Since the discovery of the first Neanderthal bones in Belgium in 1829, anthropologists have proposed any number of explanations for their extinction.

Some said Neanderthals were too dim-witted to survive climatic upheaval or the arrival of our ancestors from Africa.

Others contended that their diet - big mammals that were also becoming rare - did them in, while Homo sapiens's more catholic diet gave them the edge to survive.

Some even argued that Neanderthals didn't go extinct at all, but interbred with H. sapiens.

"None of these just-so stories quite add up," Finlayson said.

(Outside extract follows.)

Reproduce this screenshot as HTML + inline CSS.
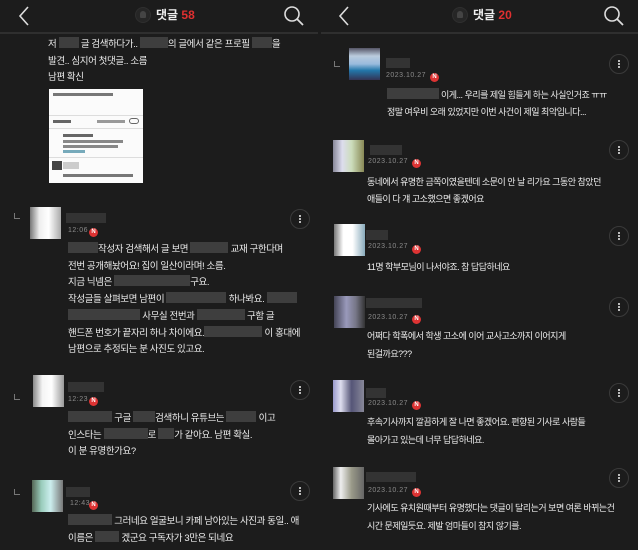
<!DOCTYPE html>
<html><head><meta charset="utf-8"><style>
*{margin:0;padding:0;box-sizing:border-box}
body{width:638px;height:550px;background:#1c1c1c;position:relative;overflow:hidden;font-family:"Liberation Sans","Noto Sans CJK KR",sans-serif;color:#e6e6e6}
.a{position:absolute}
.hl{position:absolute;top:32px;height:2px;background:#2f2f2f}
.t{position:absolute;font-size:9.5px;letter-spacing:-0.4px;line-height:17px;white-space:nowrap;color:#ececec}
.rt .t{font-size:9px;letter-spacing:-0.5px}
.b{display:inline-block;height:11px;background:#3e3e3e;vertical-align:-1px}
.tm{position:absolute;font-size:7px;color:#8a8a8a;letter-spacing:.5px;white-space:nowrap}
.n{position:absolute;width:9px;height:9px;border-radius:50%;background:#d33;color:#fff;font-size:6px;line-height:9px;text-align:center;font-weight:bold}
.k{position:absolute;width:20px;height:20px;border-radius:50%;border:1px solid #3a3a3a}
.k:after{content:"";position:absolute;left:8px;top:5px;width:2px;height:2px;background:#bbb;box-shadow:0 3px 0 #bbb,0 6px 0 #bbb}
.r{position:absolute;width:6px;height:6px;border-left:1px solid #777;border-bottom:1px solid #777}
.av{position:absolute;width:31px;height:32px}
.nm{position:absolute;height:10px;background:#333}
.bell{position:absolute;width:16px;height:16px;border-radius:50%;background:#262626;border:1px solid #2f2f2f}
.bell:after{content:"";position:absolute;left:4px;top:3px;width:6px;height:7px;background:#444;border-radius:3px 3px 1px 1px}
.ttl{position:absolute;font-size:12px;font-weight:bold;color:#eee}
.ttl span{color:#e03030}
</style></head><body>
<!-- LEFT HEADER -->
<svg class="a" style="left:16px;top:5px" width="16" height="22"><path d="M12 2 L4 11 L12 20" stroke="#ddd" stroke-width="1.6" fill="none"/></svg>
<div class="bell" style="left:135px;top:7px"></div>
<div class="ttl" style="left:156px;top:6px">댓글 <span>58</span></div>
<svg class="a" style="left:283px;top:5px" width="22" height="22"><circle cx="9" cy="9" r="7" stroke="#ddd" stroke-width="1.6" fill="none"/><path d="M14 14 L20 20" stroke="#ddd" stroke-width="1.8"/></svg>
<div class="hl" style="left:0;width:318px"></div>
<!-- RIGHT HEADER -->
<svg class="a" style="left:336px;top:5px" width="16" height="22"><path d="M12 2 L4 11 L12 20" stroke="#ddd" stroke-width="1.6" fill="none"/></svg>
<div class="bell" style="left:452px;top:7px"></div>
<div class="ttl" style="left:473px;top:6px">댓글 <span>20</span></div>
<svg class="a" style="left:603px;top:5px" width="22" height="22"><circle cx="9" cy="9" r="7" stroke="#ddd" stroke-width="1.6" fill="none"/><path d="M14 14 L20 20" stroke="#ddd" stroke-width="1.8"/></svg>
<div class="hl" style="left:321px;width:317px"></div>

<!-- LEFT top text -->
<div class="t" style="left:48px;top:36px">저 <span class="b" style="width:20px"></span> 글 검색하다가.. <span class="b" style="width:28px"></span>의 글에서 같은 프로필 <span class="b" style="width:20px"></span>을</div>
<div class="t" style="left:48px;top:53px">발견.. 심지어 첫댓글.. 소름</div>
<div class="t" style="left:48px;top:69px">남편 확신</div>
<div class="a" style="left:49px;top:89px;width:94px;height:94px;background:#fbfbfb">
 <div class="a" style="left:4px;top:4px;width:60px;height:3px;background:#777"></div>
 <div class="a" style="left:0;top:26px;width:94px;height:1px;background:#ddd"></div>
 <div class="a" style="left:4px;top:31px;width:18px;height:3px;background:#666"></div>
 <div class="a" style="left:48px;top:31px;width:28px;height:3px;background:#999"></div>
 <div class="a" style="left:80px;top:29px;width:10px;height:6px;border-radius:3px;border:1px solid #666"></div>
 <div class="a" style="left:0;top:39px;width:94px;height:1px;background:#ddd"></div>
 <div class="a" style="left:14px;top:45px;width:30px;height:3px;background:#666"></div>
 <div class="a" style="left:14px;top:51px;width:60px;height:3px;background:#888"></div>
 <div class="a" style="left:14px;top:56px;width:55px;height:3px;background:#888"></div>
 <div class="a" style="left:14px;top:61px;width:22px;height:3px;background:#7ab"></div>
 <div class="a" style="left:0;top:68px;width:94px;height:1px;background:#ddd"></div>
 <div class="a" style="left:3px;top:72px;width:10px;height:9px;background:#444"></div>
 <div class="a" style="left:14px;top:73px;width:16px;height:7px;background:#ccc"></div>
 <div class="a" style="left:14px;top:85px;width:70px;height:3px;background:#777"></div>
</div>

<!-- LEFT comment 1 -->
<div class="r" style="left:14px;top:213px"></div>
<div class="av" style="left:30px;top:207px;background:linear-gradient(90deg,#777,#eee 30%,#fff 60%,#aaa)"></div>
<div class="nm" style="left:66px;top:213px;width:40px"></div>
<div class="tm" style="left:68px;top:227px">12:06</div><div class="n" style="left:89px;top:228px">N</div>
<div class="k" style="left:290px;top:209px"></div>
<div class="t" style="left:68px;top:241px"><span class="b" style="width:30px"></span>작성자 검색해서 글 보면 <span class="b" style="width:38px"></span> 교재 구한다며</div>
<div class="t" style="left:68px;top:258px">전번 공개해놨어요! 집이 일산이라며! 소름.</div>
<div class="t" style="left:68px;top:274px">지금 닉넴은 <span class="b" style="width:76px"></span>구요.</div>
<div class="t" style="left:68px;top:291px">작성글들 살펴보면 남편이 <span class="b" style="width:60px"></span> 하나봐요. <span class="b" style="width:30px"></span></div>
<div class="t" style="left:68px;top:308px"><span class="b" style="width:72px"></span> 사무실 전번과 <span class="b" style="width:48px"></span> 구함 글</div>
<div class="t" style="left:68px;top:325px">핸드폰 번호가 끝자리 하나 차이에요.<span class="b" style="width:58px"></span> 이 홍대에</div>
<div class="t" style="left:68px;top:341px">남편으로 추정되는 분 사진도 있고요.</div>

<!-- LEFT comment 2 -->
<div class="r" style="left:14px;top:394px"></div>
<div class="av" style="left:33px;top:375px;background:linear-gradient(90deg,#888,#f4f4f4 30%,#fff 60%,#999)"></div>
<div class="nm" style="left:68px;top:382px;width:36px"></div>
<div class="tm" style="left:68px;top:396px">12:23</div><div class="n" style="left:89px;top:397px">N</div>
<div class="k" style="left:290px;top:380px"></div>
<div class="t" style="left:68px;top:410px"><span class="b" style="width:44px"></span> 구글 <span class="b" style="width:22px"></span>검색하니 유튜브는 <span class="b" style="width:30px"></span> 이고</div>
<div class="t" style="left:68px;top:427px">인스타는 <span class="b" style="width:44px"></span>로 <span class="b" style="width:16px"></span>가 같아요. 남편 확실.</div>
<div class="t" style="left:68px;top:443px">이 분 유명한가요?</div>

<!-- LEFT comment 3 -->
<div class="r" style="left:14px;top:489px"></div>
<div class="av" style="left:32px;top:480px;background:linear-gradient(90deg,#565,#9cb 30%,#cee 60%,#777)"></div>
<div class="nm" style="left:66px;top:487px;width:24px"></div>
<div class="tm" style="left:70px;top:500px">12:43</div><div class="n" style="left:89px;top:501px">N</div>
<div class="k" style="left:290px;top:481px"></div>
<div class="t" style="left:68px;top:513px"><span class="b" style="width:44px"></span> 그러네요 얼굴보니 카페 남아있는 사진과 동일.. 애</div>
<div class="t" style="left:68px;top:530px">이름은 <span class="b" style="width:24px"></span> 겠군요 구독자가 3만은 되네요</div>

<div class="rt">
<!-- RIGHT comment A -->
<div class="r" style="left:334px;top:61px"></div>
<div class="av" style="left:349px;top:48px;background:linear-gradient(180deg,#556 0,#bcd 25%,#9bd 50%,#27a 70%,#335)"></div>
<div class="nm" style="left:386px;top:58px;width:24px"></div>
<div class="tm" style="left:386px;top:72px">2023.10.27</div><div class="n" style="left:430px;top:73px">N</div>
<div class="k" style="left:609px;top:54px"></div>
<div class="t" style="left:387px;top:87px"><span class="b" style="width:52px"></span> 이게... 우리를 제일 힘들게 하는 사실인거죠 ㅠㅠ</div>
<div class="t" style="left:387px;top:104px">정말 여우비 오래 있었지만 이번 사건이 제일 최악입니다...</div>

<!-- RIGHT comment B -->
<div class="av" style="left:333px;top:140px;background:linear-gradient(90deg,#889,#dde 30%,#cdb 60%,#885)"></div>
<div class="nm" style="left:370px;top:145px;width:32px"></div>
<div class="tm" style="left:368px;top:158px">2023.10.27</div><div class="n" style="left:412px;top:159px">N</div>
<div class="k" style="left:609px;top:140px"></div>
<div class="t" style="left:367px;top:174px">동네에서 유명한 금쪽이였을텐데 소문이 안 날 리가요 그동안 참았던</div>
<div class="t" style="left:367px;top:191px">애들이 다 걔 고소했으면 좋겠어요</div>

<!-- RIGHT comment C -->
<div class="av" style="left:334px;top:224px;background:linear-gradient(90deg,#777,#fff 30%,#fff 60%,#8ab)"></div>
<div class="nm" style="left:366px;top:230px;width:22px"></div>
<div class="tm" style="left:368px;top:243px">2023.10.27</div><div class="n" style="left:412px;top:245px">N</div>
<div class="k" style="left:609px;top:226px"></div>
<div class="t" style="left:367px;top:259px">11명 학부모님이 나서야죠. 참 답답하네요</div>

<!-- RIGHT comment D -->
<div class="av" style="left:334px;top:296px;background:linear-gradient(90deg,#445,#99b 40%,#778 70%,#333)"></div>
<div class="nm" style="left:366px;top:298px;width:56px"></div>
<div class="tm" style="left:368px;top:314px">2023.10.27</div><div class="n" style="left:412px;top:315px">N</div>
<div class="k" style="left:609px;top:297px"></div>
<div class="t" style="left:367px;top:328px">어쩌다 학폭에서 학생 고소에 이어 교사고소까지 이어지게</div>
<div class="t" style="left:367px;top:346px">된걸까요???</div>

<!-- RIGHT comment E -->
<div class="av" style="left:333px;top:380px;background:linear-gradient(90deg,#99c,#dde 25%,#557 60%,#889)"></div>
<div class="nm" style="left:366px;top:388px;width:20px"></div>
<div class="tm" style="left:368px;top:400px">2023.10.27</div><div class="n" style="left:412px;top:401px">N</div>
<div class="k" style="left:609px;top:383px"></div>
<div class="t" style="left:367px;top:414px">후속기사까지 깔끔하게 잘 나면 좋겠어요. 편향된 기사로 사람들</div>
<div class="t" style="left:367px;top:432px">몰아가고 있는데 너무 답답하네요.</div>

<!-- RIGHT comment F -->
<div class="av" style="left:333px;top:467px;background:linear-gradient(90deg,#666,#eee 25%,#998 60%,#666)"></div>
<div class="nm" style="left:366px;top:472px;width:50px"></div>
<div class="tm" style="left:368px;top:487px">2023.10.27</div><div class="n" style="left:412px;top:488px">N</div>
<div class="k" style="left:609px;top:468px"></div>
<div class="t" style="left:367px;top:500px">기사에도 유치원때부터 유명했다는 댓글이 달리는거 보면 여론 바뀌는건</div>
<div class="t" style="left:367px;top:518px">시간 문제일듯요. 제발 엄마들이 참지 않기를.</div>
</div>
</body></html>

There is no clear indication that Neanderthals were any less intelligent than H. sapiens, and genetic evidence has shown that they share with humans key changes in Foxp2, a gene involved in speech and language.

Finlayson argues that it was a deadly combination of bad luck and climate change that caused the demise of the Neanderthals.

They were a species caught in the wrong place at the wrong time in a rapidly changing world, he said.

"By the time the classic Neanderthals had emerged, they were already a people doomed to extinction," he said.

A series of ice ages ate away the forest habitats where Neanderthals and their predecessors, Homo heidelbergensis, made a living sneaking up on big game.

As their numbers declined, those who remained took refuge in warmer parts of Europe, nearer the Mediterranean.

But, a final drop in temperatures that began around 50,000 years ago made even this meager living unsustainable.

Finlayson does not rule out the possibility that Neanderthals and H. sapiens met. Neanderthals, our ancestors and other archaic human species probably overlapped.

But such contact was unlikely to play a pivotal part in the Neanderthal's disappearance and our dominance, which Finlayson chalks up largely to luck.